What the task asks: Copy exactly the lines from the start of the material through the line with "blocks ---------- */". Pictures stay out of the copy.

Data provided:
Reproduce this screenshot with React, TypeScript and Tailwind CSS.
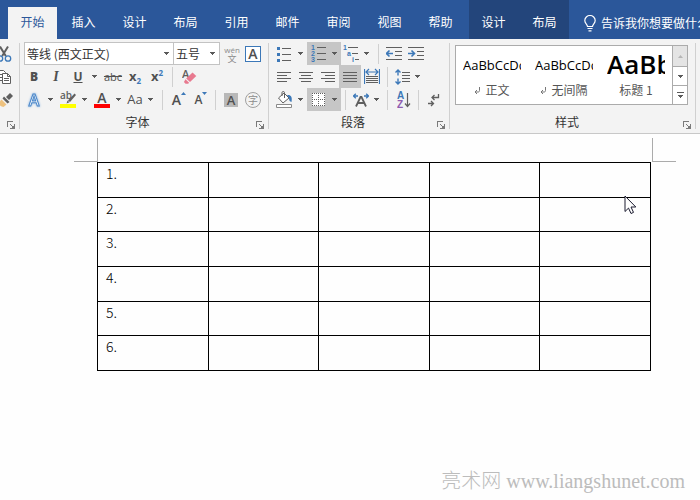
import { ReactNode } from "react";
import clsx from "clsx";

const INK = "#5f5f5f";
const BLUE = "#3c78b8";

const tabs = ["开始", "插入", "设计", "布局", "引用", "邮件", "审阅", "视图", "帮助"];
const toolTabs = ["设计", "布局"];

const styleCards = [
  { name: "正文", mark: true, big: false },
  { name: "无间隔", mark: true, big: false },
  { name: "标题 1", mark: false, big: true },
];

/* ---------- small building blocks ---------- */

const Tool = ({
  label,
  children,
  w = "w-[22px]",
  styleClass,
}: {
  label: string;
  children: ReactNode;
  w?: string;
  styleClass?: string;
}) => (
  <button
    type="button"
    aria-label={label}
    className={clsx(
      "h-full shrink-0 flex items-center justify-center leading-none text-[#505050]",
      w,
      styleClass
    )}
  >
    {children}
  </button>
);

const CaretIcon = () => (
  <svg width="5" height="3" viewBox="0 0 5 3" shapeRendering="crispEdges">
    <path d="M0 0h5v1h-1v1h-1v1h-1v-1h-1v-1h-1z" fill="#5a5a5a" />
  </svg>
);

const Caret = ({ label }: { label: string }) => (
  <button
    type="button"
    aria-label={label}
    className="h-full w-3 shrink-0 flex items-center pl-[3px]"
  >
    <CaretIcon />
  </button>
);

const Sep = ({ styleClass }: { styleClass: string }) => (
  <div className={clsx("w-px h-5 shrink-0 bg-[#d0d0d0]", styleClass)} />
);

const Row = ({ children }: { children: ReactNode }) => (
  <div className="h-[23px] flex items-center">{children}</div>
);

const Group = ({
  title,
  w,
  children,
}: {
  title: string;
  w: string;
  children: ReactNode;
}) => (
  <>
    <section className={clsx("shrink-0 flex flex-col pt-[3px]", w)}>
      <div className="h-[69px]">{children}</div>
      <footer className="h-[22px] flex items-center">
        <h2 className="flex-1 text-center text-xs text-[#333]">{title}</h2>
        <button
          type="button"
          aria-label={`${title} 更多`}
          className="w-4 flex justify-center pt-[6px]"
        >
          <svg width="8" height="8" viewBox="0 0 8 8" shapeRendering="crispEdges">
            <path d="M0.5 6V0.5H6M3 3l3 3" fill="none" stroke="#7a7a7a" />
            <path d="M3 7h4v-4h1v5h-5zM5 5h2v2h-2z" fill="#7a7a7a" />
          </svg>
        </button>
      </footer>
    </section>
    <div className="w-px my-1 shrink-0 bg-[#d0d0d0]" />
  </>
);

/* ---------- icons ---------- */

const CutIcon = () => (
  <svg width="16" height="18" viewBox="0 0 16 18" fill="none">
    <path d="M4 1.5L9.8 11M12 1.5L6.2 11" stroke={INK} strokeWidth="2" />
    <circle cx="4" cy="13.5" r="2.7" stroke={BLUE} strokeWidth="1.3" />
    <circle cx="12" cy="13.5" r="2.7" stroke={BLUE} strokeWidth="1.3" />
  </svg>
);

const CopyIcon = () => (
  <svg width="16" height="16" viewBox="0 0 16 16" fill="#fff" stroke={INK}>
    <path d="M1.5 1.5h6l2 2v8h-8z" />
    <path d="M3 5.5h4M3 8.5h3" />
    <path d="M6.5 4.5h5l3 3v7h-8z" />
    <path d="M11.5 4.5v3h3M8 9.5h5M8 11.5h5" fill="none" />
  </svg>
);

const BrushIcon = () => (
  <svg width="17" height="16" viewBox="0 0 17 16">
    <path d="M14 1l3 3-4 4-3-3z" fill={INK} />
    <path d="M8 4.5l5.5 5.5-2 1.5-5-5z" fill={INK} />
    <path d="M5.5 7.5l5 5-3 2.5c-2-.5-4-1.5-5.5-3.5z" fill="#eec27f" />
  </svg>
);

const HighlightIcon = () => (
  <svg width="17" height="17" viewBox="0 0 17 17">
    <text x="0" y="8" fontSize="10" fontWeight="600" fontFamily="Open Sans" fill={INK}>
      ab
    </text>
    <path d="M14.5 2.5l1.5 1.5-6 7-2-1.5z" fill={INK} />
    <path d="M7.5 9.5l2 1.8-3 1.2z" fill={INK} />
    <path d="M0 13h16v4H0z" fill="#ffff00" />
  </svg>
);

const EraserIcon = () => (
  <svg width="15" height="16" viewBox="0 0 15 16">
    <text x="0" y="9" fontSize="11" fontWeight="600" fontFamily="Open Sans" fill={INK}>
      A
    </text>
    <path d="M10.5 3.5l3.8 3.5-6.3 6-3.8-3.5z" fill="#e8798f" />
    <path d="M3.5 10.2l3.6 3.5-1 1h-2.500l-1.700-1.800z" fill="#e8798f" />
  </svg>
);

const BulletsIcon = () => (
  <svg width="14" height="16" viewBox="0 0 14 16" shapeRendering="crispEdges">
    <path d="M0 1h3v3H0zM0 7h3v3H0zM0 13h3v3H0z" fill={BLUE} />
    <path d="M5 2h9v1H5zM5 8h9v1H5zM5 14h9v1H5z" fill={INK} />
  </svg>
);

const NumbersIcon = () => (
  <svg width="15" height="18" viewBox="0 0 15 18">
    <g fontSize="7" fontWeight="700" fontFamily="Liberation Sans" fill={BLUE}>
      <text x="0" y="5">1</text>
      <text x="0" y="11">2</text>
      <text x="0" y="17">3</text>
    </g>
    <path d="M6 2h9v1H6zM6 8h9v1H6zM6 14h9v1H6z" fill={INK} />
  </svg>
);

const MultiLevelIcon = () => (
  <svg width="16" height="18" viewBox="0 0 16 18">
    <g fontSize="7" fontWeight="700" fontFamily="Liberation Sans" fill={BLUE}>
      <text x="0" y="5">1</text>
      <text x="4" y="11">a</text>
      <text x="9" y="17">i</text>
    </g>
    <path d="M5 2h10v1H5zM9 8h6v1H9zM12 14h4v1h-4z" fill={INK} />
  </svg>
);

const AlignIcon = ({ d }: { d: string }) => (
  <svg width="14" height="10" viewBox="0 0 14 10" shapeRendering="crispEdges">
    <path d={d} stroke={INK} fill="none" />
  </svg>
);

const DistributeIcon = () => (
  <svg width="16" height="17" viewBox="0 0 16 17" fill="none">
    <path d="M0.5 1v15M15.5 1v15M2 4h12M5 1L2 4l3 3M11 1l3 3-3 3" stroke={BLUE} strokeWidth="1.2" />
    <path d="M2 8.5h12M2 10.5h12M2 12.5h12M2 14.5h12" stroke={INK} />
  </svg>
);

const IndentIcon = ({ out }: { out?: boolean }) => (
  <svg width="16" height="14" viewBox="0 0 16 14" fill="none">
    <path d="M0 0.5h16M9 4.5h7M9 8.5h7M0 12.5h16" stroke={INK} />
    <path
      d={out ? "M7 6.5H1M3.5 3.5l-3 3 3 3" : "M0 6.5H6M3.5 3.5l3 3-3 3"}
      stroke={BLUE}
      strokeWidth="1.6"
    />
  </svg>
);

const LineSpacingIcon = () => (
  <svg width="15" height="16" viewBox="0 0 15 16" fill="none">
    <path d="M3 1v5.5M0.5 3.5L3 1l2.5 2.5M3 9.5V15M0.5 12.5L3 15l2.5-2.5" stroke={BLUE} strokeWidth="1.4" />
    <path d="M7 3.5h8M7 6.5h8M7 9.5h8M7 12.5h8" stroke={INK} />
  </svg>
);

const BucketIcon = () => (
  <svg width="17" height="17" viewBox="0 0 17 17">
    <path d="M2.5 7L8 2l5 5-6 5z" fill="#fff" stroke={INK} />
    <path d="M6 5V1.5c0-1.300 2.500-1.300 2.500 0V7" fill="none" stroke={INK} />
    <path d="M11 4c4-.5 5.500 2 4.500 7-1.500-.5-2.500-1-2.500-4z" fill={BLUE} />
    <path d="M0.5 13.5h15v3h-15z" fill="#fff" stroke="#8a8a8a" />
  </svg>
);

const BordersIcon = () => (
  <svg width="13" height="13" viewBox="0 0 13 13" shapeRendering="crispEdges">
    <path d="M0 0h13v13H0z" fill="#fff" />
    <path
      d="M0 .5h13M0 6.5h13M.5 0v13M6.5 0v13M12.5 0v13M0 12.5h13"
      stroke={INK}
      strokeDasharray="1 1"
    />
  </svg>
);

const AsianLayoutIcon = () => (
  <svg width="16" height="14" viewBox="0 0 16 14" fill="none">
    <path d="M3 13.5L7.5 4h1L13 13.5M5 10h6" stroke={INK} strokeWidth="1.8" />
    <path d="M0.5 3h4.5M2.8 .7L.5 3l2.300 2.300M15.500 3H11M13.200 .7L15.500 3l-2.300 2.300" stroke={BLUE} strokeWidth="1.3" />
  </svg>
);

const SortIcon = () => (
  <svg width="14" height="18" viewBox="0 0 14 18">
    <g fontSize="10" fontWeight="600" fontFamily="Liberation Sans">
      <text x="0" y="8" fill={BLUE}>A</text>
      <text x="0" y="17" fill="#8f5bb0">Z</text>
    </g>
    <path d="M10.5 2v13M8 12.5l2.5 3 2.500-3" stroke={INK} fill="none" strokeWidth="1.2" />
  </svg>
);

const MarksIcon = () => (
  <svg width="12" height="14" viewBox="0 0 12 14" fill="none" stroke={INK} strokeWidth="1.3">
    <path d="M10.5 1v3.500H4M6.500 2L4 4.500 6.500 7M0 10.500h5.500M3 8l2.500 2.500L3 13" />
  </svg>
);

const ReturnMark = () => (
  <svg width="6" height="7" viewBox="0 0 6 7" fill="none" stroke="#777">
    <path d="M5.5 0v3.500c0 1-.5 1.500-1.500 1.500H1M3 3L1 5l2 2" />
  </svg>
);

const BulbIcon = () => (
  <svg width="12" height="17" viewBox="0 0 12 17" fill="none" stroke="#fff" strokeWidth="1.2">
    <path d="M3.5 11.500c0-2-2.700-3-2.700-6a5.200 5 0 0 1 10.400 0c0 3-2.700 4-2.700 6zM3.500 13.500h5M4.500 15.800h3" />
  </svg>
);

/* ---------- ribbon ---------- */

const TabBar = () => (
  <nav className="h-[39px] pt-[7px] pl-2 flex bg-[#2b579a] text-xs text-white overflow-hidden">
    <div className="flex gap-[2px] shrink-0">
      {tabs.map((tab, i) => (
        <button
          key={tab}
          type="button"
          className={clsx(
            "w-[49px] h-8 pb-[2px]",
            i === 0 && "bg-[#f3f3f3] text-[#2b579a]"
          )}
        >
          {tab}
        </button>
      ))}
    </div>
    <div className="-mt-[7px] pt-[7px] ml-1 flex gap-[2px] shrink-0 bg-[#23457b]">
      {toolTabs.map((tab) => (
        <button key={tab} type="button" className="w-[49px] h-8 pb-[2px]">
          {tab}
        </button>
      ))}
    </div>
    <button
      type="button"
      className="h-8 ml-[15px] flex items-center gap-[5px] shrink-0 whitespace-nowrap"
    >
      <BulbIcon />
      告诉我你想要做什么
    </button>
  </nav>
);

const Combo = ({
  label,
  value,
  w,
}: {
  label: string;
  value: string;
  w: string;
}) => (
  <label className={clsx("relative shrink-0 flex h-[23px]", w)}>
    <select
      aria-label={label}
      className="appearance-none w-full h-full border border-[#c3c3c3] bg-white pl-[2px] text-xs text-[#333]"
    >
      <option>{value}</option>
    </select>
    <span className="absolute right-[5px] inset-y-0 flex items-center pointer-events-none">
      <CaretIcon />
    </span>
  </label>
);

const FontGroup = () => (
  <Group title="字体" w="w-[248px] pl-[3px]">
    <Row>
      <div className="flex ml-px">
        <Combo label="字体" value="等线 (西文正文)" w="w-[150px]" />
        <Combo label="字号" value="五号" w="w-[47px] -ml-px" />
      </div>
      <Tool label="拼音指南" w="w-6" styleClass="flex-col">
        <span className="font-['Open_Sans'] text-[8px] leading-[9px] text-[#8c8c8c]">
          wén
        </span>
        <span className="text-[9px] leading-[9px] text-[#8c8c8c]">文</span>
      </Tool>
      <Tool label="字符边框" w="w-[18px]">
        <span className="size-4 border border-[#3c78b8] bg-white text-center font-['Open_Sans'] text-sm leading-[14px] font-semibold">
          A
        </span>
      </Tool>
    </Row>
    <Row>
      <Tool label="加粗" styleClass="font-['Open_Sans'] text-xs font-extrabold">
        B
      </Tool>
      <Tool label="倾斜" styleClass="font-['Liberation_Serif'] text-sm font-bold italic">
        I
      </Tool>
      <Tool label="下划线" styleClass="font-['Open_Sans'] text-xs font-bold underline">
        U
      </Tool>
      <Caret label="下划线样式" />
      <Tool label="删除线" w="w-6" styleClass="font-['Open_Sans'] text-[11px] line-through">
        abc
      </Tool>
      <Tool label="下标" w="w-5" styleClass="font-['Open_Sans'] text-[13px] font-bold">
        x<span className="mt-2 text-[8px] text-[#3c78b8]">2</span>
      </Tool>
      <Tool label="上标" w="w-6" styleClass="font-['Open_Sans'] text-[13px] font-bold">
        x<span className="mb-2 text-[8px] text-[#3c78b8]">2</span>
      </Tool>
      <Sep styleClass="ml-[3px]" />
      <Tool label="清除格式" w="w-8">
        <EraserIcon />
      </Tool>
    </Row>
    <Row>
      <Tool label="文本效果">
        <span className="font-['Open_Sans'] text-base leading-4 font-semibold text-white [-webkit-text-stroke:1px_#4a86c8] drop-shadow-[0_0_1px_#7fb0e4]">
          A
        </span>
      </Tool>
      <Caret label="更多文本效果" />
      <Tool label="突出显示">
        <HighlightIcon />
      </Tool>
      <Caret label="突出显示颜色" />
      <Tool label="字体颜色" styleClass="flex-col">
        <span className="font-['Open_Sans'] text-sm leading-[13px] font-semibold">
          A
        </span>
        <span className="w-4 h-1 bg-[#ff0000]" />
      </Tool>
      <Caret label="更多字体颜色" />
      <Tool label="更改大小写" w="w-5" styleClass="font-['Open_Sans'] text-[13px]">
        Aa
      </Tool>
      <Caret label="大小写选项" />
      <Sep styleClass="ml-[5px] mr-[5px]" />
      <Tool label="增大字号" styleClass="font-['Open_Sans'] text-sm font-semibold">
        A
        <svg width="5" height="3" viewBox="0 0 5 3" className="mb-3">
          <path d="M0 3L2.500 0 5 3z" fill={BLUE} />
        </svg>
      </Tool>
      <Tool label="减小字号" styleClass="font-['Open_Sans'] text-xs font-semibold">
        A
        <svg width="5" height="3" viewBox="0 0 5 3" className="mb-3">
          <path d="M0 0h5L2.500 3z" fill={BLUE} />
        </svg>
      </Tool>
      <Sep styleClass="ml-[3px] mr-1" />
      <Tool label="字符底纹">
        <span className="size-[14px] bg-[#b8b8b8] text-center font-['Open_Sans'] text-[13px] leading-[14px] font-semibold">
          A
        </span>
      </Tool>
      <Tool label="带圈字符">
        <span className="size-4 rounded-full border border-[#a0a0a0] text-[10px] leading-[13px] text-[#8c8c8c]">
          字
        </span>
      </Tool>
    </Row>
  </Group>
);

const ParagraphGroup = () => (
  <Group title="段落" w="w-[180px] pl-1">
    <Row>
      <Tool label="项目符号">
        <BulletsIcon />
      </Tool>
      <Caret label="项目符号库" />
      <div className="flex h-full bg-[#c6c6c6]">
        <Tool label="编号">
          <NumbersIcon />
        </Tool>
        <Caret label="编号库" />
      </div>
      <Tool label="多级列表" w="w-5">
        <MultiLevelIcon />
      </Tool>
      <Caret label="列表库" />
      <Sep styleClass="ml-[5px] mr-1" />
      <Tool label="减少缩进量">
        <IndentIcon out />
      </Tool>
      <Tool label="增加缩进量">
        <IndentIcon />
      </Tool>
    </Row>
    <Row>
      <Tool label="左对齐">
        <AlignIcon d="M0 .5h14M0 3.500h10M0 6.500h14M0 9.500h10" />
      </Tool>
      <Tool label="居中">
        <AlignIcon d="M0 .5h14M2 3.500h10M0 6.500h14M2 9.500h10" />
      </Tool>
      <Tool label="右对齐">
        <AlignIcon d="M0 .5h14M4 3.500h10M0 6.500h14M4 9.500h10" />
      </Tool>
      <Tool label="两端对齐" styleClass="bg-[#c6c6c6]">
        <AlignIcon d="M0 .5h14M0 3.500h14M0 6.500h14M0 9.500h14" />
      </Tool>
      <Tool label="分散对齐">
        <DistributeIcon />
      </Tool>
      <Sep styleClass="ml-1 mr-1" />
      <Tool label="行和段落间距" w="w-5">
        <LineSpacingIcon />
      </Tool>
      <Caret label="间距选项" />
    </Row>
    <Row>
      <Tool label="底纹">
        <BucketIcon />
      </Tool>
      <Caret label="底纹颜色" />
      <div className="flex h-full bg-[#c6c6c6]">
        <Tool label="边框">
          <BordersIcon />
        </Tool>
        <Caret label="边框选项" />
      </div>
      <Sep styleClass="ml-1 mr-[5px]" />
      <Tool label="中文版式" w="w-5">
        <AsianLayoutIcon />
      </Tool>
      <Caret label="版式选项" />
      <Sep styleClass="ml-1 mr-1" />
      <Tool label="排序" w="w-6">
        <SortIcon />
      </Tool>
      <Sep styleClass="ml-[2px] mr-1" />
      <Tool label="显示编辑标记">
        <MarksIcon />
      </Tool>
    </Row>
  </Group>
);

const StylesGroup = () => (
  <Group title="样式" w="w-[245px] pl-[5px]">
    <div className="mt-[3px] mr-[7px] h-[60px] flex border border-[#ababab] bg-white">
      {styleCards.map((card) => (
        <button
          key={card.name}
          type="button"
          className="w-[72px] px-[7px] flex flex-col"
        >
          <span
            className={clsx(
              "h-9 w-full overflow-hidden whitespace-nowrap text-left font-['Open_Sans'] text-black",
              card.big
                ? "text-[26px] leading-9 font-semibold"
                : "text-[13px] leading-[38px]"
            )}
          >
            {card.big ? "AaBbC" : "AaBbCcDd"}
          </span>
          <span className="w-full h-4 flex items-center justify-center gap-[5px] text-xs leading-4 text-[#555]">
            {card.mark && <ReturnMark />}
            {card.name}
          </span>
        </button>
      ))}
      <div className="flex-1 flex flex-col border-l border-[#ababab]">
        <button
          type="button"
          aria-label="上一行"
          className="h-5 flex items-center justify-center bg-[#e4e4e4]"
        >
          <svg width="5" height="3" viewBox="0 0 5 3">
            <path d="M0 3L2.500 0 5 3z" fill="#b5b5b5" />
          </svg>
        </button>
        <button
          type="button"
          aria-label="下一行"
          className="h-5 flex items-center justify-center border-y border-[#ababab]"
        >
          <CaretIcon />
        </button>
        <button
          type="button"
          aria-label="其他样式"
          className="flex-1 flex flex-col gap-[2px] items-center justify-center"
        >
          <span className="w-[7px] h-px bg-[#5a5a5a]" />
          <CaretIcon />
        </button>
      </div>
    </div>
  </Group>
);

const Ribbon = () => (
  <div className="flex bg-[#f3f3f3] border-b border-[#c8c8c8] overflow-hidden">
    <Group title="" w="w-[19px]">
      <Row>
        <Tool label="剪切" styleClass="-ml-[7px]">
          <CutIcon />
        </Tool>
      </Row>
      <Row>
        <Tool label="复制" styleClass="-ml-[7px]">
          <CopyIcon />
        </Tool>
      </Row>
      <Row>
        <Tool label="格式刷" styleClass="-ml-[7px]">
          <BrushIcon />
        </Tool>
      </Row>
    </Group>
    <FontGroup />
    <ParagraphGroup />
    <StylesGroup />
  </div>
);

/* ---------- document ---------- */

const Page = () => (
  <main className="relative flex-1 flex flex-col pt-1">
    {/* margin corners */}
    <div className="flex justify-between pl-[74px] pr-6">
      <div className="w-6 h-6 border-r border-b border-[#ababab]" />
      <div className="w-6 h-6 border-l border-b border-[#ababab]" />
    </div>

    <div className="pl-[97px] pr-[49px]">
      <table className="w-full h-[209px] table-fixed border-collapse text-sm leading-5 font-light text-black">
        <tbody>
          {[1, 2, 3, 4, 5, 6].map((n) => (
            <tr key={n}>
              <td className="border border-black pl-2 align-top">{n}.</td>
              {[1, 2, 3, 4].map((c) => (
                <td key={c} className="border border-black" />
              ))}
            </tr>
          ))}
        </tbody>
      </table>
    </div>

    <p className="mt-auto self-end pr-[15px] pb-[5px] text-xl leading-7 text-[#bcbcbc] whitespace-nowrap">
      <span className="font-light">亮术网</span>
      <span className="font-['Liberation_Serif']"> www.liangshunet.com</span>
    </p>

    {/* mouse pointer */}
    <svg
      className="absolute right-[63px] top-[61px]"
      width="13"
      height="20"
      viewBox="0 0 13 20"
    >
      <path
        d="M1 1v15.5l3.500-3.400 2.500 5.400 2.500-1.100-2.500-5.400h4.800z"
        fill="#fff"
        stroke="#1c1c30"
      />
    </svg>
  </main>
);

const App = () => (
  <div className="min-h-screen flex flex-col overflow-x-hidden bg-[#fefefe] font-['Noto_Sans_CJK_SC',sans-serif]">
    <TabBar />
    <Ribbon />
    <Page />
  </div>
);

export default App;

Reply to the task:
Reproduce this screenshot with React, TypeScript and Tailwind CSS.
import { ReactNode } from "react";
import clsx from "clsx";

const INK = "#5f5f5f";
const BLUE = "#3c78b8";

const tabs = ["开始", "插入", "设计", "布局", "引用", "邮件", "审阅", "视图", "帮助"];
const toolTabs = ["设计", "布局"];

const styleCards = [
  { name: "正文", mark: true, big: false },
  { name: "无间隔", mark: true, big: false },
  { name: "标题 1", mark: false, big: true },
];

/* ---------- small building blocks ---------- */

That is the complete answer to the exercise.